Dotfuscator and others

  • Thread starter Thread starter Just D.
  • Start date Start date
J

Just D.

Guys,

What's the current situation with obfuscating, dotfuscating, encryption and
other tricks that we could do to .NET applications before deployment? It
wasn't very good a year ago, was something changed since that?

Just D.
 
No real breakthroughs, no. I don't forsee anyway for obfuscation to
improve by leaps and bounds without some signifigant change in the
framework.
 
I have to agree. I try to stay busy innovating; I find it renders reverse
engineering pretty impractical.

--Bob
 
I know it's just speculation, but I found it interesting what some are
trying to do..

Isn't making reverse engineering impractical the whole idea?

jim
 
Just said:
Guys,

What's the current situation with obfuscating, dotfuscating, encryption and
other tricks that we could do to .NET applications before deployment? It
wasn't very good a year ago, was something changed since that?

Well, obfuscators do a good job, even the community edition of dotfuscator
can create unreadable code, but you have to program for it first. So here are
some tips.

1) download a copy of NDepend. http://smacchia.chez.tiscali.fr/NDepend.html
This tool shows you which methods can be internal, private and protected
while you probably made everything public for example.
2) your .exe application should solely contain internal classes and internal
methods/properties (or private).
3) seal your mainform / startup form.

Due to the internal classes and internal/private methods, the code can be
mangled very good as types can be mangled as well. If you don't do this, code
will be almost not obfuscated, at least not the types and public methods.

Frans.
 
Jim said:
I know it's just speculation, but I found it interesting what some are
trying to do..

Isn't making reverse engineering impractical the whole idea?

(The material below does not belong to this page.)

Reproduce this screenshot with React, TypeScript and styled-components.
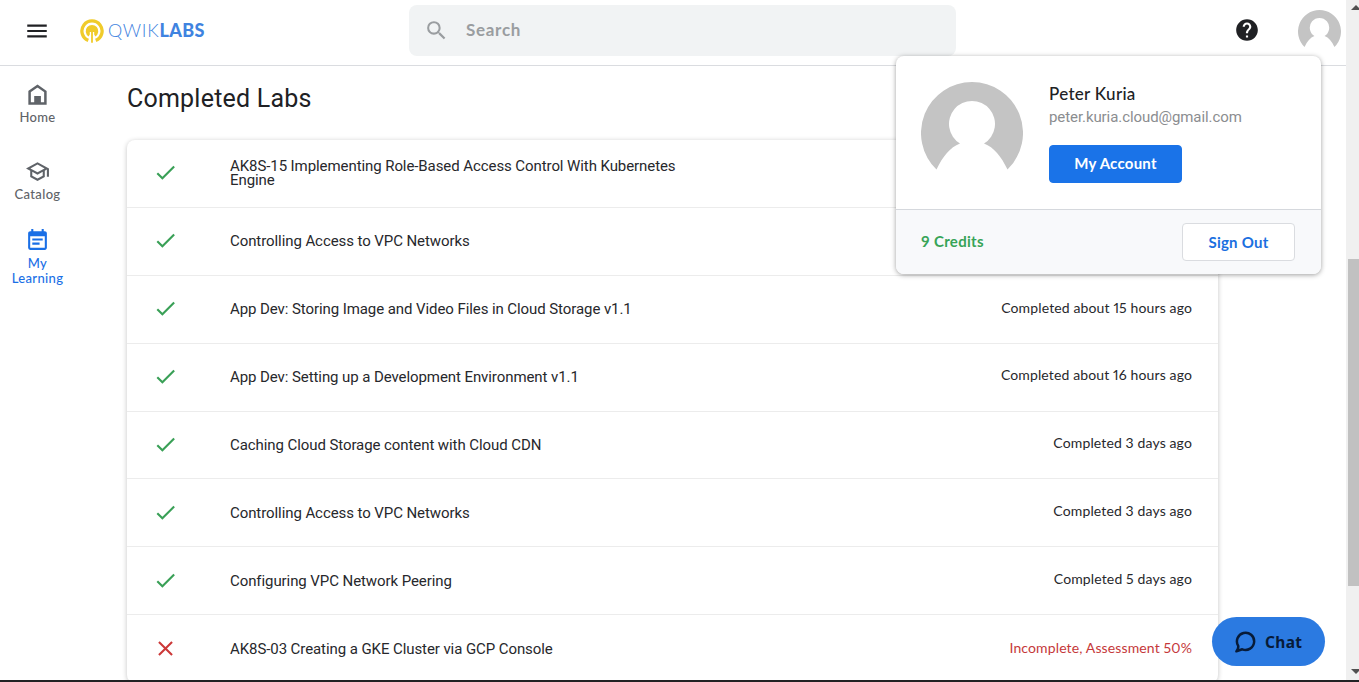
import React from "react";
import styled, { createGlobalStyle } from "styled-components";
import {
  MdCheck,
  MdClose,
  MdEventNote,
  MdHelp,
  MdMenu,
  MdOutlineSchool,
  MdSearch,
} from "react-icons/md";

const sans = `"Open Sans", "Liberation Sans", sans-serif`;
const product = `Lato, "Liberation Sans", sans-serif`;
const roboto = `Roboto, "Liberation Sans", sans-serif`;

const GlobalStyle = createGlobalStyle`
  * { box-sizing: border-box; }
  body { margin: 0; background: #fff; color: #202124; font-family: ${roboto}; overflow: hidden; }
  button { margin: 0; padding: 0; border: 0; background: none; font: inherit; cursor: pointer; }
  svg { display: block; }
`;

const Window = styled.div`
  display: flex;
  height: 682px;
  border-bottom: 2px solid #222224;
  overflow: hidden;
`;

const Page = styled.div`
  position: relative;
  flex: 1;
  display: flex;
  flex-direction: column;
  min-width: 0;
`;

const Header = styled.header`
  flex: none;
  display: grid;
  grid-template-columns: 409px 547px 1fr;
  height: 66px;
  border-bottom: 1px solid #dadce0;
`;

const Brand = styled.div`
  display: flex;
  align-items: center;
  height: 61px;
  padding-left: 24px;
  gap: 30px;
`;

const Logo = styled.div`
  display: flex;
  align-items: center;
  gap: 4px;
`;

const Wordmark = styled.span`
  padding-bottom: 1px;
  font: 300 18px/24px ${product};
  letter-spacing: 0.7px;
  color: #3f83e0;
  white-space: nowrap;

  b {
    font-weight: 900;
    letter-spacing: 0.4px;
  }
`;

const SearchBox = styled.div`
  display: flex;
  align-items: center;
  gap: 17px;
  height: 51px;
  margin-top: 5px;
  padding: 0 0 1px 15px;
  border-radius: 8px;
  background: #f1f3f4;
  color: #9a9da0;
  font: 700 17px/24px ${product};
  letter-spacing: 0.7px;
`;

const HeaderActions = styled.div`
  display: flex;
  align-items: center;
  justify-content: flex-end;
  gap: 38px;
  height: 60px;
  padding-right: 5px;
`;

const HeaderAvatar = styled.div`
  padding-top: 3px;
`;

const Body = styled.div`
  flex: 1;
  display: flex;
  min-height: 0;
`;

const SideNav = styled.nav`
  width: 75px;
  display: flex;
  flex-direction: column;
  align-items: center;
  padding-top: 16px;
`;

const NavItem = styled.button<{ $active?: boolean; $height: number }>`
  flex: none;
  display: flex;
  flex-direction: column;
  align-items: center;
  gap: 3px;
  width: 75px;
  height: ${(p) => p.$height}px;
  font: 500 13px/15px ${product};
  letter-spacing: 0.35px;
  color: ${(p) => (p.$active ? "#1a6fe6" : "#5f6368")};
`;

const Main = styled.main`
  flex: 1;
  min-width: 0;
  padding: 16px 128px 0 52px;
`;

const Heading = styled.h1`
  margin: 0 0 24.05px;
  font: 400 25px/34px ${roboto};
  letter-spacing: 0.22px;
  color: #202124;
`;

const LabCard = styled.section`
  border-radius: 8px;
  box-shadow: 0 1px 5px rgba(0, 0, 0, 0.24);
`;

const LabRow = styled.div`
  display: grid;
  grid-template-columns: 103px 470px 1fr;
  align-items: center;
  height: 67.875px;
  padding-right: 26px;
  border-bottom: 1px solid #ececec;
`;

const StatusIcon = styled.span<{ $failed?: boolean }>`
  padding: 0 0 1px 26px;
  color: ${(p) => (p.$failed ? "#cc3838" : "#3aa057")};
`;

const LabTitle = styled.span`
  font: 400 15px/14px ${roboto};
  letter-spacing: -0.08px;
  color: #27282c;
`;

const LabStatus = styled.span<{ $failed?: boolean }>`
  padding-bottom: ${(p) => (p.$failed ? 1.4 : 3.4)}px;
  text-align: right;
  white-space: nowrap;
  font: 400 14px/18px ${product};
  font-variant-numeric: proportional-nums;
  letter-spacing: 0.13px;
  color: ${(p) => (p.$failed ? "#c5383a" : "#27282c")};
`;

const AccountMenu = styled.aside`
  position: absolute;
  top: 56px;
  left: 896px;
  width: 425px;
  height: 218px;
  display: flex;
  flex-direction: column;
  border-radius: 8px;
  background: #fff;
  box-shadow: 0 1px 5px rgba(0, 0, 0, 0.38);
`;

const Profile = styled.div`
  display: flex;
  gap: 26px;
  height: 154px;
  padding: 26px 25px 0;
  border-bottom: 1px solid #d5d8dd;
`;

const ProfileText = styled.div`
  display: flex;
  flex-direction: column;
  align-items: flex-start;
`;

const UserName = styled.strong`
  font: 500 17px/24px ${product};
  letter-spacing: 0.3px;
  color: #202124;
`;

const Email = styled.span`
  font: 400 15px/22px ${roboto};
  letter-spacing: -0.08px;
  color: #8b8d90;
`;

const MenuFooter = styled.div`
  flex: 1;
  display: flex;
  align-items: center;
  justify-content: space-between;
  padding: 0 26px 0 25px;
  border-radius: 0 0 8px 8px;
  background: #f8f9fb;
`;

const Credits = styled.span`
  padding-bottom: 2px;
  font: 700 15px/20px ${product};
  letter-spacing: 0.3px;
  color: #37a457;
`;

const MenuButton = styled.button<{ $primary?: boolean }>`
  width: ${(p) => (p.$primary ? 133 : 113)}px;
  height: 38px;
  margin-top: ${(p) => (p.$primary ? 17 : 0)}px;
  padding-bottom: ${(p) => (p.$primary ? 2 : 0)}px;
  border: 1px solid ${(p) => (p.$primary ? "#1a73e8" : "#dadce0")};
  border-radius: 4px;
  background: ${(p) => (p.$primary ? "#1a73e8" : "#fff")};
  color: ${(p) => (p.$primary ? "#fff" : "#1a6fe0")};
  font: 700 15px/20px ${product};
  letter-spacing: 0.25px;
`;

const ChatButton = styled.button`
  position: absolute;
  left: 1212px;
  top: 617px;
  display: flex;
  align-items: center;
  gap: 9px;
  width: 113px;
  height: 49px;
  padding-left: 22px;
  border-radius: 25px;
  background: #2b7ae1;
  color: #071b38;
  font: 700 15.5px/24px "Noto Sans", ${sans};
  letter-spacing: 0.3px;
`;

const ScrollTrack = styled.div`
  width: 13px;
  display: flex;
  flex-direction: column;
  align-items: flex-end;
  justify-content: space-between;
  padding: 5px 0 6px;
  background: #f0f0f0;
  color: #505050;
`;

const ScrollThumb = styled.div`
  width: 11px;
  height: 327px;
  margin-top: 165px;
  background: #c1c1c1;
`;

const Avatar = ({ size }: { size: number }) => (
  <svg width={size} height={size} viewBox="0 0 102 102">
    <path d="M51 0A51 51 0 0 1 86.500 87.600C80 74 73 65.500 63 61.500A23 23 0 1 0 39 61.500C29 65.500 22 74 15.500 87.600A51 51 0 0 1 51 0Z" fill="#c4c4c4" />
  </svg>
);

const LogoMark = () => (
  <svg width="24" height="24" viewBox="0 0 24 24" fill="none">
    <path d="M8.300 21.400A10.100 10.100 0 1 1 15.700 21.400" stroke="#f0cb2b" strokeWidth="3.300" />
    <path d="M8.600 17.500A6.300 6.300 0 1 1 15.400 17.500L14.200 15.500V13H12.900V23.800H11.100V13H9.800V15.500Z" fill="#f0cb2b" />
  </svg>
);

const HomeIcon = () => (
  <svg width="25" height="25" viewBox="0 0 25 25">
    <path d="M4.600 9.600 12.500 4 20.400 9.600v11.900H4.600Z" fill="none" stroke="#5f6368" strokeWidth="2.500" />
    <path d="M9.200 14h6.700v7H9.200z" fill="#5f6368" />
  </svg>
);

const ChatIcon = () => (
  <svg width="22" height="22" viewBox="0 0 22 22">
    <path d="M4.200 14.800A8.600 8.600 0 1 1 8.300 18.300L2.400 20.300Q4.700 17.800 4.200 14.800Z" fill="none" stroke="currentColor" strokeWidth="2.500" strokeLinejoin="round" />
  </svg>
);

const Arrow = ({ down }: { down?: boolean }) => (
  <svg width="8" height="5" viewBox="0 0 8 5">
    <path d={down ? "M0 0h10L5 5Z" : "M0 5h10L5 0Z"} fill="currentColor" />
  </svg>
);

const labs = [
  { title: "AK8S-15 Implementing Role-Based Access Control With Kubernetes Engine", status: "" },
  { title: "Controlling Access to VPC Networks", status: "" },
  { title: "App Dev: Storing Image and Video Files in Cloud Storage v1.1", status: "Completed about 15 hours ago" },
  { title: "App Dev: Setting up a Development Environment v1.1", status: "Completed about 16 hours ago" },
  { title: "Caching Cloud Storage content with Cloud CDN", status: "Completed 3 days ago" },
  { title: "Controlling Access to VPC Networks", status: "Completed 3 days ago" },
  { title: "Configuring VPC Network Peering", status: "Completed 5 days ago" },
  { title: "AK8S-03 Creating a GKE Cluster via GCP Console", status: "Incomplete, Assessment 50%", failed: true },
];

export default function App() {
  return (
    <>
      <GlobalStyle />
      <Window>
        <Page>
          <Header>
            <Brand>
              <MdMenu size={26} color="#202124" />
              <Logo>
                <LogoMark />
                <Wordmark>QWIK<b>LABS</b></Wordmark>
              </Logo>
            </Brand>
            <SearchBox>
              <MdSearch size={25} />
              Search
            </SearchBox>
            <HeaderActions>
              <MdHelp size={26} color="#202124" />
              <HeaderAvatar><Avatar size={43} /></HeaderAvatar>
            </HeaderActions>
          </Header>
          <Body>
            <SideNav>
              <NavItem $height={77}><HomeIcon />Home</NavItem>
              <NavItem $height={69}><MdOutlineSchool size={25} />Catalog</NavItem>
              <NavItem $height={60} $active><MdEventNote size={25} />My<br />Learning</NavItem>
            </SideNav>
            <Main>
              <Heading>Completed Labs</Heading>
              <LabCard>
                {labs.map((lab, i) => (
                  <LabRow key={i}>
                    <StatusIcon $failed={lab.failed}>
                      {lab.failed ? <MdClose size={25} /> : <MdCheck size={25} />}
                    </StatusIcon>
                    <LabTitle>{lab.title}</LabTitle>
                    <LabStatus $failed={lab.failed}>{lab.status}</LabStatus>
                  </LabRow>
                ))}
              </LabCard>
            </Main>
          </Body>
          <AccountMenu>
            <Profile>
              <Avatar size={102} />
              <ProfileText>
                <UserName>Peter Kuria</UserName>
                <Email>peter.kuria.cloud@gmail.com</Email>
                <MenuButton $primary>My Account</MenuButton>
              </ProfileText>
            </Profile>
            <MenuFooter>
              <Credits>9 Credits</Credits>
              <MenuButton>Sign Out</MenuButton>
            </MenuFooter>
          </AccountMenu>
          <ChatButton><ChatIcon />Chat</ChatButton>
        </Page>
        <ScrollTrack>
          <Arrow />
          <ScrollThumb />
          <Arrow down />
        </ScrollTrack>
      </Window>
    </>
  );
}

Not necessarily. A library perhaps can't be reverse engineered, but the
interface it exposes can still be used in your own code. What's thus also a
problem is finding copy protection code. Through obfuscation, this can be a
very hard job. Which makes the protection of the obfuscated work a little
easier.

Frans.
 
William Stacey said:
IMO, not worth reading. Very biased with leaps of logic.

And hugely inaccurate.

Let's see:

1) "The problem is .NET, Microsoft=3Fs slowly evolving and very difficult
to understand effort to network-enable everything [...]"

That gives a completely inaccurate idea of the aim of .NET. Network-
enablement is only a small part of the story.

2) "You can write a program in C# or Visual Basic.NET. .NET is almost
exclusively Just-In-Time compiled. JIT'ing means, "I was just about to
interpret this, but I'll compile it at the very last minute instead."
In effect, the .NET code remains in interpretation-intended form right
up until the end."

Given that it's exclusively JIT-ted, claiming that it's
"interpretation-intended" at any point is bizarre.

3) "Java is interpreted and subject to this same vulnerability"

Apparently Robert still lives in about 1996, when Java really *was*
interpreted. While HotSpot (the most commonly used JVM, I believe) is a
mixed-mode JVM, interpreting code sometimes and JIT-ting it at other
times, the vast majority of JVM execution is JITted code, not
interpreted.

4) "The result is that nearly every emerging Microsoft product is
vulnerable, including the OS itself. That=3Fs one reason why we are
always hearing more, not fewer, stories about Microsoft security
problems."

How many security vulnerabilities have been announced in .NET products?

5) "The answer to providing a modicum of security for interpreted
applications has to this point been obfuscation -=3F making the code look
different so it can be difficult to decompile and figure out."

No, the answer to providing security is in strong authentication of
code, and making sure that that code itself is secure. Something being
easily reverse engineered doesn't make something insecure: if your
security relies on people not knowing exactly what the program does,
your code isn't secure to start with. Security through obscurity just
doesn't work.


Those aren't all the problems with the article (the idea that dynamic
program changes should basically be variable renaming ones is
ridiculous) but they're the clearest ones...
 
Well, there is Syncfuscation and confuscation. Syncfuscation is for
C#.Net, I read somewhere and the latter, is something that I am toying
with myself because the name sounds swell!:)

Tell you what, all fuscations sound like somebody was frisking something
from a general store or something.

Probably, a change of suffix is called for!